Of course, additions are only half the story, and November 30 brings the usual round of departures. Five games are leaving the library at the end of the month: Barbie Project Friendship, Lords of the Fallen, Octopath Traveler, Octopath Traveler 2 and SteamWorld Build. For role playing fans in particular, losing both Octopath titles in a single sweep stings, and it underlines the constant churn that comes with treating a subscription catalog as a living thing rather than a permanent collection.

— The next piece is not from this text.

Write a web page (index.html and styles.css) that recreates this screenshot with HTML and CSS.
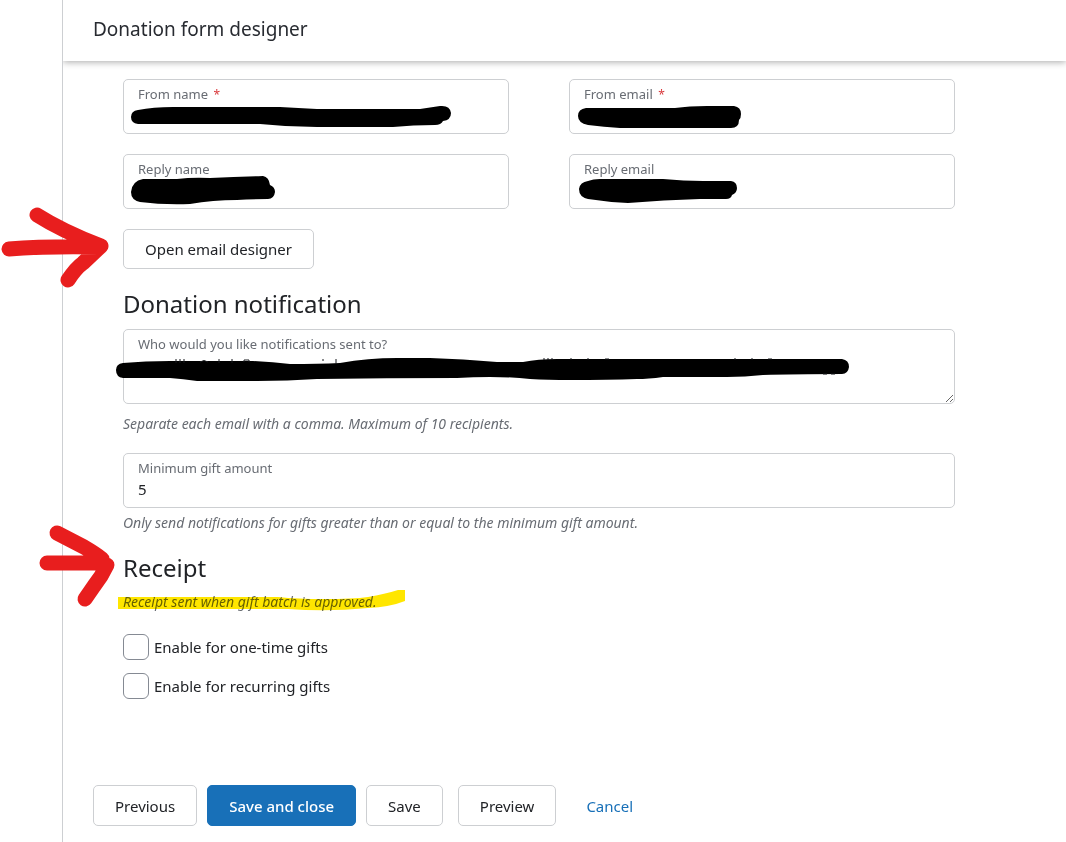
FILE: index.html
```html
<!DOCTYPE html>
<html lang="en">
<head>
    <meta charset="UTF-8">
    <meta name="viewport" content="width=device-width, initial-scale=1.0">
    <title>Donation form designer</title>
    <link rel="stylesheet" href="styles.css">
</head>
<body>
    <div class="page">
        <header class="page-header">
            <h1>Donation form designer</h1>
        </header>

        <form class="designer">
            <div class="content">
                <div class="field-grid">
                    <div class="field">
                        <label for="fromName">From name <span class="required">*</span></label>
                        <input type="text" id="fromName" required>
                        <svg class="mark" width="386" height="55" aria-hidden="true">
                            <path d="M8 38Q8 32 15 31Q30 28 50 28H157Q175 29 194 30H297L317 27Q327 26 328 34Q328 41 320 42Q318 46 312 46Q290 46 270 48H194Q165 48 137 45H15Q8 44 8 38Z"/>
                        </svg>
                    </div>
                    <div class="field">
                        <label for="fromEmail">From email <span class="required">*</span></label>
                        <input type="email" id="fromEmail" required>
                        <svg class="mark" width="386" height="55" aria-hidden="true">
                            <path d="M9 37Q9 30 17 29H106Q120 27 138 27H165Q172 28 172 35Q172 39 170 41Q170 49 162 49H51Q35 48 19 46Q9 44 9 37Z"/>
                        </svg>
                    </div>
                    <div class="field">
                        <label for="replyName">Reply name</label>
                        <input type="text" id="replyName">
                        <svg class="mark" width="386" height="55" aria-hidden="true">
                            <path d="M8 38Q9 27 20 25Q38 25 54 25Q70 23 87 24Q115 23 140 22Q146 23 147 31Q152 33 152 38Q151 45 145 45Q128 45 114 46Q90 46 67 50Q40 51 17 48Q8 46 8 38Z"/>
                        </svg>
                    </div>
                    <div class="field">
                        <label for="replyEmail">Reply email</label>
                        <input type="email" id="replyEmail">
                        <svg class="mark" width="386" height="55" aria-hidden="true">
                            <path d="M10 35Q11 28 19 27Q24 25 31 25H94Q115 27 134 27H162Q168 28 168 34Q168 39 163 41Q162 45 157 45H131Q95 46 59 49Q38 48 19 45Q10 43 10 35Z"/>
                        </svg>
                    </div>
                </div>

                <div class="action">
                    <button type="button" class="btn">Open email designer</button>
                    <svg class="arrow" width="120" height="90" aria-hidden="true">
                        <path d="M9 39Q45 36 100 37M37 5Q62 21 101 36M68 70Q76 58 83 53L101 36"/>
                    </svg>
                </div>

                <h2>Donation notification</h2>
                <div class="field field-area">
                    <label for="recipients">Who would you like notifications sent to?</label>
                    <textarea id="recipients"></textarea>
                    <svg class="mark" width="832" height="75" aria-hidden="true">
                        <path d="M-7 41Q-7 35 0 34Q22 32 47 32H130Q150 33 167 35Q195 35 217 34Q245 29 274 29H307Q340 30 374 33H400Q415 30 434 30H719Q726 31 726 38Q725 45 719 45Q670 45 640 46Q622 48 604 48H540Q525 50 514 50Q485 51 447 51Q425 51 407 50Q390 48 367 48Q350 48 334 49Q264 49 194 50Q165 52 134 52H74Q60 50 47 49H0Q-7 48 -7 41Z"/>
                        <path class="ticks" d="M53 30v4M57 30v4M61 30v4M77 33Q81 30 85 33M96 30v4M109 30v4M121 33v-2h5v2M200 30v2M213 30v5M421 29v2M425 29v2M429 29v2M448 29v2M465 29v2M482 30h4M612 29v2M629 29v2M645 30h4M700 45h4M708 45h4"/>
                    </svg>
                </div>
                <p class="help">Separate each email with a comma. Maximum of 10 recipients.</p>

                <div class="field">
                    <label for="minimum">Minimum gift amount</label>
                    <input type="text" id="minimum" inputmode="numeric" value="5">
                </div>
                <p class="help help-close">Only send notifications for gifts greater than or equal to the minimum gift amount.</p>

                <div class="action">
                    <h2>Receipt</h2>
                    <svg class="arrow arrow-receipt" width="120" height="90" aria-hidden="true">
                        <path d="M47 38H104M57 8L84 22Q96 29 102 34M85 74L94 61Q102 51 107 40"/>
                    </svg>
                </div>
                <p class="help help-receipt">
                    Receipt sent when gift batch is approved.
                    <svg class="highlight" width="287" height="20" aria-hidden="true">
                        <path d="M0 7H160Q180 9 205 9Q235 9 250 7Q267 4 280 0H287V11Q272 17 250 18Q210 22 170 19H0Z"/>
                    </svg>
                </p>

                <label class="check"><input type="checkbox"> Enable for one-time gifts</label>
                <label class="check"><input type="checkbox"> Enable for recurring gifts</label>
            </div>

            <footer class="buttons">
                <button type="button" class="btn">Previous</button>
                <button type="submit" class="btn btn-primary">Save and close</button>
                <button type="button" class="btn">Save</button>
                <button type="button" class="btn btn-preview">Preview</button>
                <a href="#" class="cancel">Cancel</a>
            </footer>
        </form>
    </div>
</body>
</html>
```

FILE: styles.css
```css
* {
    box-sizing: border-box;
    margin: 0;
    padding: 0;
}

body {
    background-color: white;
    color: #212327;
    font-family: "Noto Sans", "Open Sans", sans-serif;
    font-size: 15px;
    line-height: 20px;
}

.page {
    min-height: 100vh;
    margin-left: 62px;
    border-left: 1px solid #cdcfd2;
}

.page-header {
    padding: 15px 30px 18px;
    box-shadow: 0 1px 7px rgba(0, 0, 0, 0.35);
    clip-path: inset(0 0 -12px 0);
}

h1 {
    color: #282b31;
    font-size: 19px;
    font-weight: normal;
    line-height: 28px;
}

h2 {
    font-size: 24px;
    font-weight: normal;
    line-height: 30px;
}

.content {
    padding: 18px 111px 0 60px;
}

.field-grid {
    display: grid;
    grid-template-columns: 1fr 1fr;
    gap: 20px 60px;
}

.field {
    position: relative;
    display: flex;
    flex-direction: column;
    height: 55px;
    border: 1px solid #cdcfd2;
    border-radius: 5px;
}

.field label {
    padding: 5px 14px 0;
    color: #686c73;
    font-size: 13px;
    line-height: 18px;
}

.required {
    margin-left: 2px;
    color: #d93a3d;
    font-size: 12px;
}

.field input,
.field textarea {
    flex: 1;
    width: 100%;
    padding: 0 14px;
    border: none;
    border-radius: 5px;
    outline: none;
    background: transparent;
    color: inherit;
    font: inherit;
}

.field input {
    padding-bottom: 6px;
}

.field-area {
    height: 75px;
    margin-top: 10px;
}

.field-area textarea {
    resize: vertical;
}

.field:focus-within {
    border-color: #1870b8;
}

.action {
    position: relative;
    margin-top: 20px;
}

.action + h2 {
    margin-top: 20px;
}

.help {
    margin: 10px 0 19px;
    color: #686c73;
    font-size: 14px;
    font-style: italic;
}

.help-close {
    margin: 5px 0 0;
}

.help-receipt {
    position: relative;
    margin: 9px 0 22px;
}

.check {
    display: flex;
    align-items: center;
    gap: 5px;
    width: fit-content;
    margin-bottom: 13px;
}

.check input {
    appearance: none;
    width: 26px;
    height: 26px;
    border: 1px solid #858a93;
    border-radius: 6px;
}

.check input:checked {
    background-color: #1870b8;
}

.btn {
    height: 40px;
    padding: 0 21px;
    border: 1px solid #cdcfd2;
    border-radius: 5px;
    background-color: white;
    color: inherit;
    font: inherit;
    cursor: pointer;
}

.btn-primary {
    border-color: #1870b8;
    background-color: #1870b8;
    color: white;
    font-weight: 500;
}

.btn-preview {
    margin-left: 5px;
}

.buttons {
    display: flex;
    flex-wrap: wrap;
    align-items: center;
    gap: 10px;
    padding: 73px 30px 16px;
}

.buttons .btn {
    height: 41px;
}

.cancel {
    margin-left: 20px;
    color: #1870b8;
    text-decoration: none;
}

/* pen marks drawn over the form */
.mark,
.arrow,
.highlight {
    position: absolute;
    overflow: visible;
    pointer-events: none;
}

.mark {
    top: -1px;
    left: -1px;
}

.ticks {
    fill: none;
    stroke: #17191c;
}

.arrow {
    top: -19px;
    left: -123px;
    fill: none;
    stroke: #e81e1e;
    stroke-width: 15px;
    stroke-linecap: round;
    stroke-linejoin: round;
}

.arrow-receipt {
    top: -28px;
}

.highlight {
    top: -2px;
    left: -5px;
    fill: #ffe600;
    mix-blend-mode: multiply;
}
```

Looked at in total, the late November 2025 slate captures both sides of modern Game Pass. On one hand, it is hard to deny the value for players at the top tiers: two day one launches, a major Ubisoft racer, a well liked action adventure in Banishers and several intriguing smaller projects all rolled into the same monthly fee. On the other hand, that value is increasingly gated, and the services most budget friendly tier is left standing still, even as beloved games roll out the back door.

For anyone already invested in Game Pass Ultimate or Premium, this might be the strongest stretch of 2025 so far, the sort of window where your backlog explodes overnight. For everyone else, the message is clearer than ever: the Xbox subscription dream is thriving, but only if you are willing to pay for the top shelf version.